Thanks to Seth Landman for tagging me in this poetry self-interview thing which has been taken the interwebs by storm — for next week I’m tagging Amick Boone, Chrissy Anderson-Zavala, Molly Prentiss and Roxane Beth Johnson.
What is the working title of the chapbook?
8th Grade Hippie Chic
Where did the idea come from for the chapbook?
I started writing it in 2008 when I was sitting in a coffee shop on Valencia Street in San Francisco where I would sometimes go to write. This particular coffee shop wasn’t very hip and always played the kind of music that most inspires me to write, which is pop music from the 70s, 80s, 90s, and beyond. Music that I wouldn’t necessarily choose to put on, but the kind that would always be on the radio in my mom’s car, and that I know intimately and probably know all the words to; that brings up all kinds of feelings and memories and associations instantaneously. This Avril Lavigne song called “I’m with You” that I totally love came on, and I remembered my friend telling me that he thought it was about God. And that turned into the first line of the chapbook (which I think of as one long poem): “I was more interested than anything else in the pop song that you used to say was about God.” And I continued writing from there, sometimes taking cues from the songs that came on in the café. I think that in writing that first draft I was thinking about some overall ideas, and that in revising the chapbook I’ve worked to bring in those ideas even more. These ideas are related to fashion and music and cultural appropriation and privilege, and also to God and girlhood and friendship and jealousy and love.

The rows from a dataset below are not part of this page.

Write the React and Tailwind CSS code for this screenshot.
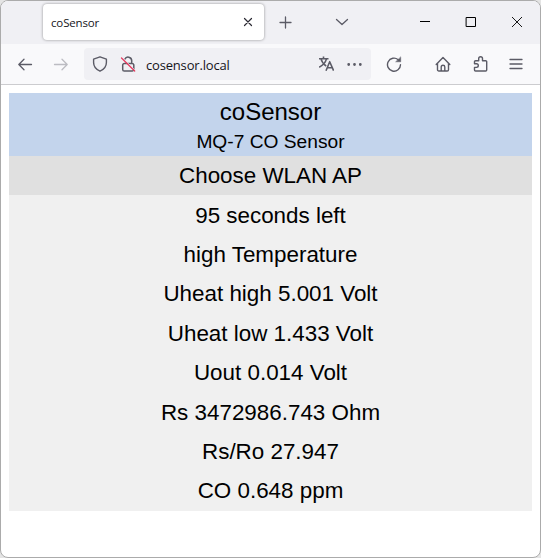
const readings = [
  '95 seconds left',
  'high Temperature',
  'Uheat high 5.001 Volt',
  'Uheat low 1.433 Volt',
  'Uout 0.014 Volt',
  'Rs 3472986.743 Ohm',
  'Rs/Ro 27.947',
  'CO 0.648 ppm',
];

function Icon({ children, className = '', size = 16 }) {
  return (
    <svg
      width={size}
      height={size}
      viewBox={`0 0 ${size} ${size}`}
      fill="none"
      stroke="currentColor"
      strokeWidth="1.2"
      strokeLinecap="round"
      strokeLinejoin="round"
      className={`block shrink-0 ${className}`}
    >
      {children}
    </svg>
  );
}

function TabStrip() {
  return (
    <div className="flex h-[43px] shrink-0 items-start bg-[#f0f0f4] text-[#5b5b66]">
      <div className="ml-[42px] mt-[3px] flex h-[36px] w-[221px] items-center rounded-[4px] bg-white pl-[8px] shadow-[0_0_3px_rgba(0,0,0,0.4)]">
        <span className="w-[48px] whitespace-nowrap pt-[2px] text-[11.5px] tracking-[-0.15px] text-[#15141a]">coSensor</span>
        <Icon className="ml-[141px] text-[#2b2a33]">
          <path d="M4.500 4.500l7 7M11.500 4.500l-7 7" />
        </Icon>
      </div>
      <Icon className="ml-[14px] mt-[14px]">
        <path d="M7.500 2v11M2 7.500h11" strokeWidth="1.300" />
      </Icon>
      <Icon className="ml-[40px] mt-[13px]">
        <path d="M2.500 5.500L8 10.500l5.500-5" strokeWidth="1.300" />
      </Icon>
      <Icon className="ml-[67px] mt-[13px] text-black">
        <path d="M3 7.500h10" strokeWidth="1" strokeLinecap="butt" />
      </Icon>
      <Icon className="ml-[30px] mt-[13px] text-black">
        <path d="M3.500 3.500h9v9h-9z" strokeWidth="1" strokeLinejoin="miter" />
      </Icon>
      <Icon className="ml-[30px] mt-[13px] text-black">
        <path d="M3 3l10 10M13 3L3 13" strokeWidth="0.9" strokeLinecap="butt" />
      </Icon>
    </div>
  );
}

function Toolbar() {
  return (
    <div className="flex h-[41px] shrink-0 items-center border-b border-[#cccccf] bg-[#f9f9fb] text-[#5b5b66]">
      <Icon className="ml-[16px]">
        <path d="M14.500 8.500H1.800M7 3.300L1.800 8.500 7 13.700" strokeWidth="1.300" />
      </Icon>
      <Icon className="ml-[20px] text-[#bcbcc2]">
        <path d="M1.500 8.500h12.700M9 3.300L14.200 8.500 9 13.700" strokeWidth="1.300" />
      </Icon>
      <div className="ml-[15px] flex h-[32px] w-[287px] items-center rounded-[4px] bg-[#f0f0f4]">
        <Icon className="ml-[8px]">
          <path d="M8 .8l6.400 2.300v3.400c0 4-2.400 6.900-6.400 8.700C4 13.400 1.600 10.500 1.600 6.500V3.100z" strokeWidth="1.400" />
        </Icon>
        <Icon className="ml-[12px]">
          <path d="M4.300 7.500h7.900a1.600 1.600 0 0 1 1.600 1.600v4.300a1.600 1.600 0 0 1-1.600 1.600H4.300a1.600 1.600 0 0 1-1.600-1.600V9.100a1.600 1.600 0 0 1 1.600-1.600zM4.800 3.300A3.600 3.600 0 0 1 11.700 4.600v2.900" strokeWidth="1.500" />
          <path d="M2.400 1.700l13 13" stroke="#f0f0f4" strokeWidth="1" />
          <path d="M1.500 2l13.200 13" stroke="#e53c61" strokeWidth="1.300" />
        </Icon>
        <span className="ml-[10px] w-[84px] whitespace-nowrap pt-[3px] text-[13px] tracking-[-0.18px] text-[#15141a]">cosensor.local</span>
        <Icon className="ml-[88px]">
          <path d="M1 2.700h9.500M5.500.5v2.200M3 2.900c.8 3 2.700 5.600 5.200 7.100M8.500 2.900C7.500 6.500 5 9.300 1.200 11.200M8 14.700l3.700-9 3.900 9M9.200 11.700h5" strokeWidth="1.600" strokeLinecap="butt" />
        </Icon>
        <Icon className="ml-[13px]">
          <path d="M1.700 8.500h.01M7.500 8.500h.01M13.300 8.500h.01" strokeWidth="2.800" />
        </Icon>
      </div>
      <Icon className="ml-[15px]">
        <path d="M12.200 3.700A6.500 6.500 0 1 0 14.500 8.700" strokeWidth="1.400" />
        <path d="M14.700 1.200v4.600H10z" fill="currentColor" strokeWidth=".5" />
      </Icon>
      <Icon className="ml-[33px]">
        <path d="M1.200 8.500L8 1.500l6.800 7M2.500 7.500v6.200a1.300 1.300 0 0 0 1.300 1.300h8.400a1.300 1.300 0 0 0 1.300-1.300V7.500M6.200 15v-4a1.800 1.800 0 0 1 3.600 0v4" strokeWidth="1.400" />
      </Icon>
      <Icon className="ml-[22px]">
        <path d="M2.500 15h10.200a1 1 0 0 0 1-1V5.700a1 1 0 0 0-1-1H9.500V2.600a1.900 1.900 0 0 0-3.800 0v2.100H2.500a1 1 0 0 0-1 1v2.100h2a1.800 1.800 0 0 1 0 3.600h-2V14a1 1 0 0 0 1 1z" strokeWidth="1.400" />
      </Icon>
      <Icon className="ml-[19px]">
        <path d="M2 3.500h12M2 8h12M2 12.500h12" strokeWidth="1.300" />
      </Icon>
    </div>
  );
}

export default function App() {
  return (
    <div className="h-[558px] w-[541px] overflow-hidden bg-[#e4e4e4]">
      <div className="flex h-full flex-col overflow-hidden rounded-[8px] border border-[#ababab] bg-white font-['Open_Sans',sans-serif]">
        <TabStrip />
        <Toolbar />
        <main className="mx-[8px] mt-[8px] text-center font-['Liberation_Sans',Arial,sans-serif] text-[22.4px] text-black">
          <header className="flex h-[63px] flex-col bg-[#c3d4ec] pt-[5px]">
            <h1 className="text-[24px] leading-[28px]">coSensor</h1>
            <p className="text-[19.2px] leading-[31px]">MQ-7 CO Sensor</p>
          </header>
          <div className="h-[39px] bg-[#e0e0e0] leading-[39px]">Choose WLAN AP</div>
          <div className="h-[316px] bg-[#f0f0f0] pt-[0.65px]">
            {readings.map((reading) => (
              <div key={reading} className="h-[39.42px] leading-[40px]">{reading}</div>
            ))}
          </div>
        </main>
      </div>
    </div>
  );
}
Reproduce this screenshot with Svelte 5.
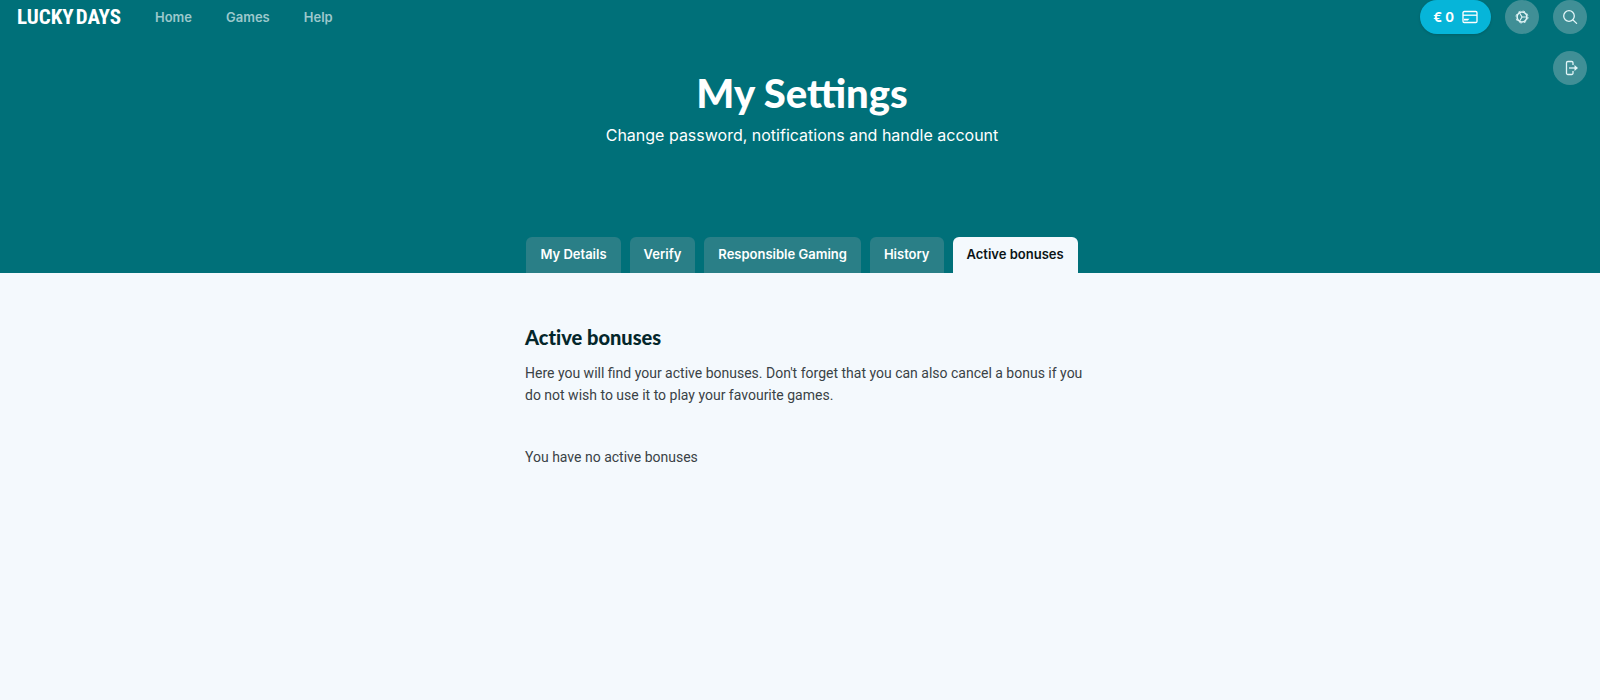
<script lang="ts">
  const links = ['Home', 'Games', 'Help'];
  const tabs = ['My Details', 'Verify', 'Responsible Gaming', 'History', 'Active bonuses'];

  let active = $state('Active bonuses');
</script>

<div class="page">
  <header class="hero">
    <div class="topbar">
      <a class="logo" href="#home" aria-label="Lucky Days"><span>LUCKY</span><span>DAYS</span></a>
      <nav class="links">
        {#each links as link}
          <a href="#{link.toLowerCase()}">{link}</a>
        {/each}
      </nav>
      <div class="actions">
        <button class="balance">
          <span>€ 0</span>
          <svg viewBox="0 0 16 14" width="16" height="14" fill="none" stroke="currentColor" stroke-width="1.3" stroke-linejoin="round" aria-hidden="true">
            <rect x="1" y="1.5" width="14" height="11" rx="1.2"/>
            <path d="M1 5.2h14"/>
            <path d="M2 10.5V8.8h5.5l-1.7 1.7z" fill="currentColor" stroke="none"/>
          </svg>
        </button>
        <button class="round" aria-label="Settings">
          <svg viewBox="0 0 16 16" width="16" height="16" fill="none" stroke="currentColor" aria-hidden="true">
            <circle cx="8" cy="8" r="4.9" stroke-width="1.5"/>
            <circle cx="8" cy="8" r="6" stroke-width="0.9" stroke-dasharray="2.356 2.356"/>
            <path d="M8 8h5M8 8L5.5 3.700M8 8l-2.500 4.300" stroke-width="1.2"/>
          </svg>
        </button>
        <button class="round" aria-label="Search">
          <svg viewBox="0 0 16 16" width="16" height="16" fill="none" stroke="currentColor" stroke-width="1.3" stroke-linecap="round" aria-hidden="true">
            <circle cx="7" cy="7" r="5.3"/>
            <path d="M11 11l3.6 3.4"/>
          </svg>
        </button>
        <button class="round logout" aria-label="Log out">
          <svg viewBox="0 0 16 16" width="16" height="16" fill="none" stroke="currentColor" stroke-width="1.3" stroke-linejoin="round" aria-hidden="true">
            <path d="M11 5V2.8A1.3 1.3 0 0 0 9.7 1.500H5.800A1.300 1.300 0 0 0 4.500 2.800V13.200A1.300 1.300 0 0 0 5.800 14.500H9.700A1.300 1.300 0 0 0 11 13.200V11"/>
            <path d="M7 8h7"/>
            <path d="M12.500 5l3.500 3-3.500 3z" fill="currentColor" stroke="none"/>
          </svg>
        </button>
      </div>
    </div>

    <div class="intro">
      <h1>My Settings</h1>
      <p>Change password, notifications and handle account</p>
    </div>

    <nav class="tabs" aria-label="Settings sections">
      {#each tabs as tab}
        <button class:active={active === tab} onclick={() => (active = tab)}>{tab}</button>
      {/each}
    </nav>
  </header>

  <main>
    <h2>Active bonuses</h2>
    <p>
      Here you will find your active bonuses. Don't forget that you can also cancel a bonus if you
      do not wish to use it to play your favourite games.
    </p>
    <p class="empty">You have no active bonuses</p>
  </main>
</div>

<style>
  :global(body) {
    background: #f4f9fd;
  }
  .page {
    min-height: 100vh;
    font-family: Inter, 'Liberation Sans', sans-serif;
    font-size: 13px;
    color: #3a4246;
    background: #f4f9fd;
  }
  .hero {
    background: #007079;
    color: #fff;
  }
  .topbar {
    display: flex;
    align-items: center;
    height: 34px;
    padding: 0 13px 0 17px;
  }
  .logo {
    display: flex;
    gap: 2px;
    font-family: 'Roboto Condensed', Roboto, sans-serif;
    font-size: 21px;
    font-weight: 700;
    color: #fff;
    text-decoration: none;
  }
  .links {
    display: flex;
    gap: 34px;
    margin-left: 34px;
  }
  .links a {
    font-weight: 600;
    color: #9cc8cc;
    text-decoration: none;
  }
  .actions {
    position: relative;
    display: flex;
    gap: 14px;
    margin-left: auto;
  }
  button {
    border: 0;
    padding: 0;
    font: inherit;
    color: inherit;
    cursor: pointer;
  }
  .balance {
    display: flex;
    align-items: center;
    gap: 8px;
    height: 34px;
    padding: 0 13px;
    border-radius: 17px;
    background: #06b5d9;
    font-weight: 700;
    box-shadow: 0 1px 3px rgba(0, 0, 0, 0.15);
  }
  .round {
    display: flex;
    align-items: center;
    justify-content: center;
    width: 34px;
    height: 34px;
    border-radius: 50%;
    background: #408f96;
    color: #e2f5f7;
  }
  .logout {
    position: absolute;
    top: 51px;
    right: 0;
  }
  .intro {
    padding: 35px 0 0 4px;
    text-align: center;
  }
  h1 {
    margin: 0;
    font-family: Lato, sans-serif;
    font-size: 40px;
    font-weight: 900;
    line-height: 48px;
  }
  .intro p {
    margin: 6px 0 0;
    font-size: 16px;
    line-height: 24px;
  }
  .tabs {
    display: flex;
    justify-content: center;
    gap: 9px;
    padding: 90px 0 0 4px;
  }
  .tabs button {
    height: 36px;
    padding: 0 14px 2px;
    border-radius: 6px 6px 0 0;
    background: #2a7f87;
    font-weight: 600;
  }
  .tabs button.active {
    background: #f4f9fd;
    color: #0b1417;
  }
  main {
    max-width: 562px;
    margin: 0 auto;
    padding: 51px 0 0 12px;
  }
  h2 {
    margin: 0;
    font-family: Lato, sans-serif;
    font-size: 20px;
    font-weight: 900;
    font-variant-ligatures: none;
    line-height: 26px;
    color: #04272b;
  }
  main p {
    margin: 12px 0 0;
    font-family: Roboto, sans-serif;
    font-size: 14px;
    line-height: 22px;
  }
  main .empty {
    margin-top: 40px;
  }
</style>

What genre does your book fall under?
Poetry—it’s a long poem in very narrative prose blocks without line breaks, so it could also sort of be considered cross-genre.
What actors would you choose to play the part of your characters in a movie rendition?
The poem in the chapbook takes place mostly in the mid to late 90s, and I think that the characters—which are all sort of amalgamations of real people from my life—are basically the female speaker, another teen girl and a teen boy. So I keep coming back to the idea of 90s-era Drew Barrymore playing someone, just ’cause she kind of embodied the 90s hippie chick aesthetic for me—she was always wearing daisies in her hair and dark red lipstick and stuff. And then I want the boy to be played by 90s Chris O’Donnell, since I can’t really think of any other young male actors from that time period who don’t have a total “bad boy” vibe, and the boy in my poem is more of a nice boy. So I guess the movie rendition of my chapbook is just the movie Mad Love. The speaker, i.e., me, could be played by my celebrity doppelganger, Jennifer Love Hewitt, or maybe Alanis Morissette, who people always told me I looked like in 8th grade. Except, wait, I want to be played by 90s Drew Barrymore too!
What is the one sentence synopsis of your book?
I spent the rest of my life getting over 8th grade.
How long did it take you to write the first draft of the manuscript?
Probably an hour or two. I think I wrote the first draft pretty quickly, and then I brought other stuff into that original piece and revised it all a lot over the past four years.
Who or what inspired you to write this book?
I wrote it right around the time I was finishing my MFA, and I had recently taken a creative nonfiction class with the wonderful Toni Mirosevich at SF State, and was finding myself writing a lot more narratively than I had in my thesis, which later became my first book. I had also recently read some work by Ariana Reines—I think it was a section from Mercury—and felt really inspired by how kind of unapologetically aggressive her poems felt, and also by something she said about how a piece of writing shouldn’t have to be consistent in form; this added to the feeling of more freedom regarding the form of my writing. But the aggressiveness of her work made me interested in writing a poem that had the potential to upset someone—not that I think my chapbook necessarily does that. I think that my earlier work was coming from the same places in terms of feelings, but it felt more veiled; I was interested in writing something in a voice that felt more direct. Lastly, since I had just finished my first manuscript, I was thinking about how much I wanted and still want to write more poems that have an overt consciousness around race and class privilege, as well as gender—which I think all of my poems explore. I don’t know how successful I was at doing this, but I wanted to write something that sort of placed the teenage experiences I was writing about within a social context, like, these were middle-class white girls living in suburban Connecticut listening to Bob Marley and relating his lyrics to their lives, middle-class white girls wearing “Indian feathers” in their hair on a school trip to Boston Harbor, and equating traditional Native American clothing with a “hippie-inspired” fashion statement, and equating all the anti-war hippie culture of the 70s with just a fashion statement too. Not that I think any of these things are necessarily evil or morally wrong. I think it’s really complicated, but I think it’s important to think about through the context of privilege, which is something I tried to do with this piece.
What else about your book might pique the reader’s interest?
I was incredibly lucky to have the amazing, talented writer/illustrator Forsyth Harmon draw the cover for my chapbook, along with an assortment of interior illustrations inspired by the poem and a 90s hippie-chic aesthetic. These illustrations just might include a Manic Panic container.
Will your book be self-published or represented by an agency?
I’m double-lucky to be published by the very awesome Immaculate Disciples Press! 8th Grade Hippie Chic will be available through their website in early April.